Evan Peters has been cast as the title character in Monster: The Jeffrey Dahmer Story.

Created by Ryan Murphy and Ian Brennan, the ten-episode Netflix series will chronicle the infamous story of one of the most notorious serial killers in the world, and will be told from the point of view of Dahmer’s victims.

According to Deadline, Monster dives “into the police incompetence and apathy that allowed the Wisconsin native to go on a multiyear killing spree” and dramatizes 10 instances when Dahmer was questioned by authorities and set free.

It will also tackle Dahmer’s white privilege, as his attractive and clean-cut image resulted in lenient ‘punishments’ from authorities and judges.

Penelope Ann Miller and Richard Kenkins will play his parents Joyce and Lionel, while Niecy Nash has been cast as Glenda Cleveland, Dahmer’s neighbour who called the police several times to alert them of his suspicious behaviour.

Shaun J. Brown will play Tracy Edwards, who narrowly escaped death at the hands of Dahmer and led police to his house, which resulted in his arrest.

Carl Franklin and Janet Mock will executive produce the series with Murphy and Brennan. The former will direct the pilot episode, while Mock, known for her work on Pose, is expected to direct and write several episodes.
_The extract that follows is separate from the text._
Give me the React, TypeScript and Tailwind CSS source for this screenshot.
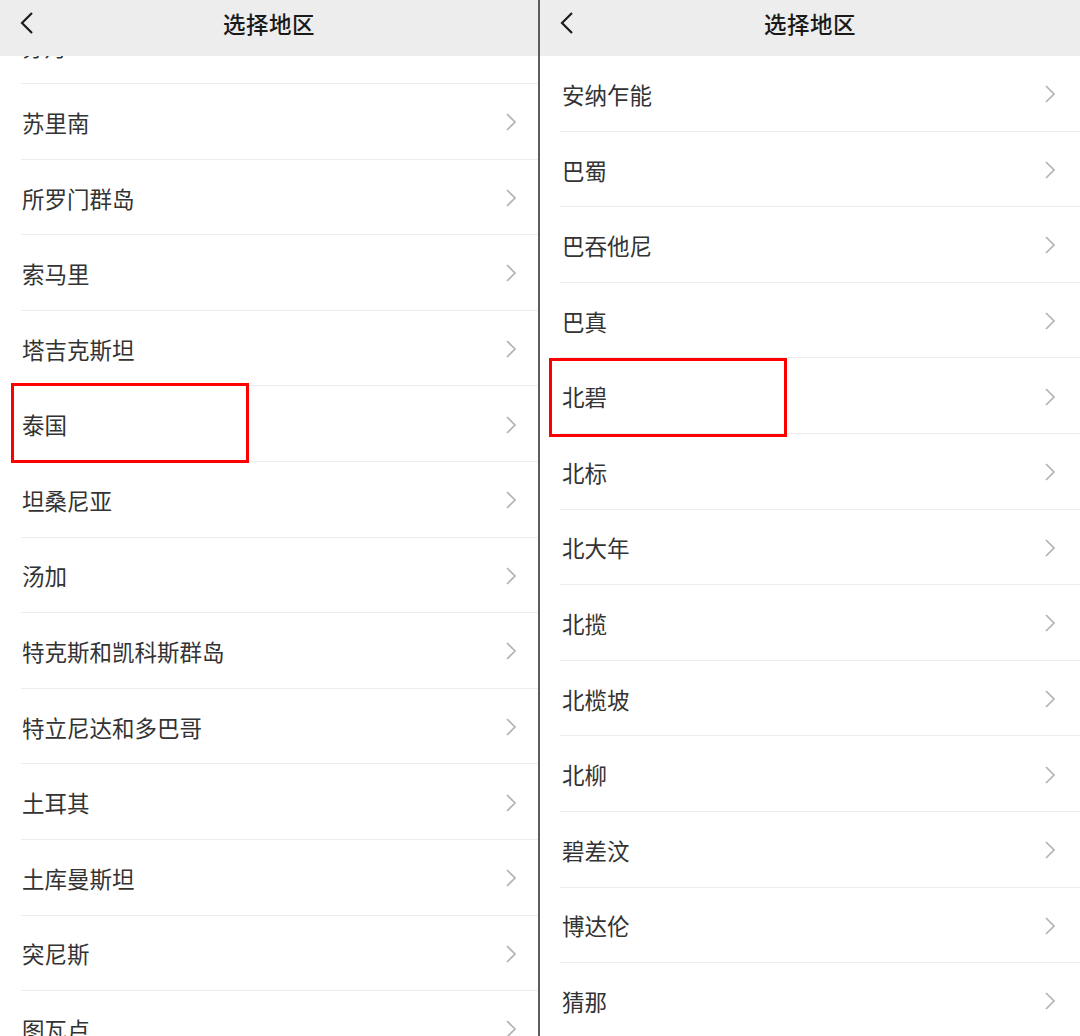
import React from "react";

const leftItems = [
    "苏丹",
    "苏里南",
    "所罗门群岛",
    "索马里",
    "塔吉克斯坦",
    "泰国",
    "坦桑尼亚",
    "汤加",
    "特克斯和凯科斯群岛",
    "特立尼达和多巴哥",
    "土耳其",
    "土库曼斯坦",
    "突尼斯",
    "图瓦卢",
];

const rightItems = [
    "安纳乍能",
    "巴蜀",
    "巴吞他尼",
    "巴真",
    "北碧",
    "北标",
    "北大年",
    "北揽",
    "北榄坡",
    "北柳",
    "碧差汶",
    "博达伦",
    "猜那",
];

function Chevron() {
    return (
        <svg width="12" height="20" viewBox="0 0 12 20" fill="none" className="mt-[2px]">
            <path d="M2 2 L10 10 L2 18" stroke="#b3b3b3" strokeWidth="1.7" />
        </svg>
    );
}

function Header() {
    return (
        <div className="relative h-[56px] shrink-0 bg-[#ededed] flex items-center justify-center pb-[9px] z-10">
            <svg className="absolute left-[19px] top-[11px]" width="16" height="24" viewBox="0 0 16 24" fill="none">
                <path d="M13 2 L3 12 L13 22" stroke="#1c1c1c" strokeWidth="2.2" />
            </svg>
            <span className="text-[22.5px] font-medium text-[#1a1a1a] tracking-[0.5px]">选择地区</span>
        </div>
    );
}

function Row({ name, marked, side }: { name: string; marked: boolean; side: "left" | "right" }) {
    return (
        <div className="relative h-[75.6px] shrink-0">
            <div
                className={
                    side === "left"
                        ? "h-full ml-[21px] pl-[1px] pr-[21px] border-b border-[#ededed] flex items-center justify-between"
                        : "h-full ml-[20px] pl-[2px] pr-[24px] border-b border-[#ededed] flex items-center justify-between"
                }
            >
                <span className="text-[22.5px] text-[#333333] mt-[3px]">{name}</span>
                <Chevron />
            </div>
            {marked && side === "left" && (
                <div className="absolute left-[11px] top-[-3px] w-[238px] h-[80px] border-[3px] border-[#ff0000]" />
            )}
            {marked && side === "right" && (
                <div className="absolute left-[9px] top-[0px] w-[238px] h-[79px] border-[3px] border-[#ff0000]" />
            )}
        </div>
    );
}

export default function App() {
    return (
        <div
            className="w-[1080px] h-[1036px] overflow-hidden flex bg-white"
            style={{ fontFamily: '"Noto Sans CJK SC", "Noto Sans", sans-serif' }}
        >
            <div className="w-[538px] h-full flex flex-col overflow-hidden">
                <Header />
                <div className="flex flex-col -mt-[47.6px]">
                    {leftItems.map((n) => (
                        <Row key={n} name={n} marked={n === "泰国"} side="left" />
                    ))}
                </div>
            </div>
            <div className="w-[2px] h-full bg-[#5c5c5c]" />
            <div className="flex-1 h-full flex flex-col overflow-hidden">
                <Header />
                <div className="flex flex-col">
                    {rightItems.map((n) => (
                        <Row key={n} name={n} marked={n === "北碧"} side="right" />
                    ))}
                </div>
            </div>
        </div>
    );
}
Rashad Robinson from Color of Change, a nonprofit civil rights advocacy organization, will serve as supervising producer along with David McMillan.

Dahmer was known as the Milwaukee Cannibal and Milwaukee Monster for murdering and dismembering 17 men between 1978 and 1991, with many of his later murders including necrophilia and cannibalism.

He was sentenced to 15 terms of life imprisonment in 1992, and was beaten to death two years later by Christopher Scarver, a fellow inmate at the Columbia Correctional Institution in Portage, Wisconsin.

The serial killer’s life story has been adapted into several movies, where he was played by Jeremy Renner, Carl Crew, Rusty Sneary and Ross Lynch.

Deadline states that Monster’s approach will be more psychological, focusing on “how the murders were allowed to happen over more than a decade.”

Peters is a frequent collaborator of Murphy’s, having appeared in the first eight seasons of American Horror Story. He skipped the ninth, 1984, but has been confirmed to make his comeback in the upcoming Double Feature.

The star also appeared in the first season of Murphy’s LGBTQ+ drama Pose, and recently captivated audiences in the Marvel Cinematic Universe Disney+ series, WandaVision.